# Supplied information
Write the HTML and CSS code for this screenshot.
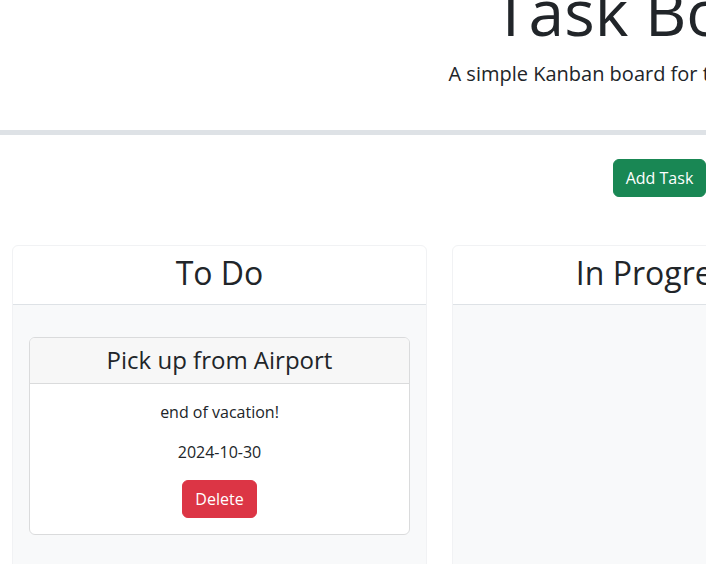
FILE: index.html
```html
<!DOCTYPE html>
<html lang="en">
<head>
<meta charset="utf-8">
<title>Task Board</title>
<link rel="stylesheet" href="styles.css">
</head>
<body>
<header class="hero">
  <h1 class="hero-title">Task Board</h1>
  <p class="hero-lead">A simple Kanban board for task management</p>
</header>
<div class="actions">
  <button class="btn btn-success">Add Task</button>
</div>
<main class="lanes">
  <section class="lane">
    <div class="lane-header"><h2 class="lane-title">To Do</h2></div>
    <div class="lane-body">
      <div class="task-card">
        <div class="task-header"><h3 class="task-title">Pick up from Airport</h3></div>
        <div class="task-body">
          <p class="task-text">end of vacation!</p>
          <p class="task-text">2024-10-30</p>
          <button class="btn btn-danger">Delete</button>
        </div>
      </div>
    </div>
  </section>
  <section class="lane">
    <div class="lane-header"><h2 class="lane-title">In Progress</h2></div>
    <div class="lane-body"></div>
  </section>
  <section class="lane">
    <div class="lane-header"><h2 class="lane-title">Done</h2></div>
    <div class="lane-body"></div>
  </section>
</main>
</body>
</html>
```
FILE: styles.css
```css
html {
  overflow: hidden;
}

body {
  margin: 0;
  width: 1319px;
  font-family: "Open Sans", "Liberation Sans", sans-serif;
  font-size: 16px;
  line-height: 1.5;
  color: #212529;
  background: #fff;
}

.hero {
  margin-top: -50px;
  margin-bottom: 24px;
  padding: 24px 0 25px;
  text-align: center;
  border-bottom: 5px solid #dee2e6;
}

.hero-title {
  margin: 0 0 8px;
  font-size: 64px;
  font-weight: 400;
  line-height: 1.2;
}

.hero-lead {
  margin: 0 0 16px;
  font-size: 20px;
  line-height: 1.5;
}

.actions {
  text-align: center;
  margin-bottom: 48px;
}

.btn {
  font-family: inherit;
  font-size: 16px;
  line-height: 24px;
  padding: 6px 12px;
  border: 1px solid transparent;
  border-radius: 6px;
  color: #fff;
}

.btn-success {
  background: #198754;
  border-color: #198754;
}

.btn-danger {
  background: #dc3545;
  border-color: #dc3545;
}

.lanes {
  display: grid;
  grid-template-columns: repeat(3, 1fr);
  gap: 25px;
  padding: 0 12px;
}

.lane {
  display: flex;
  flex-direction: column;
  border: 1px solid #f1f2f4;
  border-radius: 6px;
  overflow: hidden;
  background: #fff;
}

.lane-header {
  padding: 8px 16px;
  text-align: center;
  border-bottom: 1px solid #dee2e6;
}

.lane-title {
  margin: 0 0 4px;
  font-size: 32px;
  font-weight: 400;
  line-height: 1.2;
}

.lane-body {
  flex: 1;
  min-height: 400px;
  padding: 16px;
  background: #f8f9fa;
}

.task-card {
  margin: 16px 0;
  border: 1px solid #dadbdc;
  border-radius: 6px;
  background: #fff;
  overflow: hidden;
}

.task-header {
  padding: 8px 16px;
  text-align: center;
  background: #f7f7f7;
  border-bottom: 1px solid #dadbdc;
}

.task-title {
  margin: 0;
  font-size: 24px;
  font-weight: 400;
  line-height: 1.2;
}

.task-body {
  padding: 16px;
  text-align: center;
}

.task-text {
  margin: 0 0 16px;
}
```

# Problem to work on
Reproduce the material in full, word for word, and omit the pictures.

# Answer in full
Write the HTML and CSS code for this screenshot.
FILE: index.html
```html
<!DOCTYPE html>
<html lang="en">
<head>
<meta charset="utf-8">
<title>Task Board</title>
<link rel="stylesheet" href="styles.css">
</head>
<body>
<header class="hero">
  <h1 class="hero-title">Task Board</h1>
  <p class="hero-lead">A simple Kanban board for task management</p>
</header>
<div class="actions">
  <button class="btn btn-success">Add Task</button>
</div>
<main class="lanes">
  <section class="lane">
    <div class="lane-header"><h2 class="lane-title">To Do</h2></div>
    <div class="lane-body">
      <div class="task-card">
        <div class="task-header"><h3 class="task-title">Pick up from Airport</h3></div>
        <div class="task-body">
          <p class="task-text">end of vacation!</p>
          <p class="task-text">2024-10-30</p>
          <button class="btn btn-danger">Delete</button>
        </div>
      </div>
    </div>
  </section>
  <section class="lane">
    <div class="lane-header"><h2 class="lane-title">In Progress</h2></div>
    <div class="lane-body"></div>
  </section>
  <section class="lane">
    <div class="lane-header"><h2 class="lane-title">Done</h2></div>
    <div class="lane-body"></div>
  </section>
</main>
</body>
</html>
```
FILE: styles.css
```css
html {
  overflow: hidden;
}

body {
  margin: 0;
  width: 1319px;
  font-family: "Open Sans", "Liberation Sans", sans-serif;
  font-size: 16px;
  line-height: 1.5;
  color: #212529;
  background: #fff;
}

.hero {
  margin-top: -50px;
  margin-bottom: 24px;
  padding: 24px 0 25px;
  text-align: center;
  border-bottom: 5px solid #dee2e6;
}

.hero-title {
  margin: 0 0 8px;
  font-size: 64px;
  font-weight: 400;
  line-height: 1.2;
}

.hero-lead {
  margin: 0 0 16px;
  font-size: 20px;
  line-height: 1.5;
}

.actions {
  text-align: center;
  margin-bottom: 48px;
}

.btn {
  font-family: inherit;
  font-size: 16px;
  line-height: 24px;
  padding: 6px 12px;
  border: 1px solid transparent;
  border-radius: 6px;
  color: #fff;
}

.btn-success {
  background: #198754;
  border-color: #198754;
}

.btn-danger {
  background: #dc3545;
  border-color: #dc3545;
}

.lanes {
  display: grid;
  grid-template-columns: repeat(3, 1fr);
  gap: 25px;
  padding: 0 12px;
}

.lane {
  display: flex;
  flex-direction: column;
  border: 1px solid #f1f2f4;
  border-radius: 6px;
  overflow: hidden;
  background: #fff;
}

.lane-header {
  padding: 8px 16px;
  text-align: center;
  border-bottom: 1px solid #dee2e6;
}

.lane-title {
  margin: 0 0 4px;
  font-size: 32px;
  font-weight: 400;
  line-height: 1.2;
}

.lane-body {
  flex: 1;
  min-height: 400px;
  padding: 16px;
  background: #f8f9fa;
}

.task-card {
  margin: 16px 0;
  border: 1px solid #dadbdc;
  border-radius: 6px;
  background: #fff;
  overflow: hidden;
}

.task-header {
  padding: 8px 16px;
  text-align: center;
  background: #f7f7f7;
  border-bottom: 1px solid #dadbdc;
}

.task-title {
  margin: 0;
  font-size: 24px;
  font-weight: 400;
  line-height: 1.2;
}

.task-body {
  padding: 16px;
  text-align: center;
}

.task-text {
  margin: 0 0 16px;
}
```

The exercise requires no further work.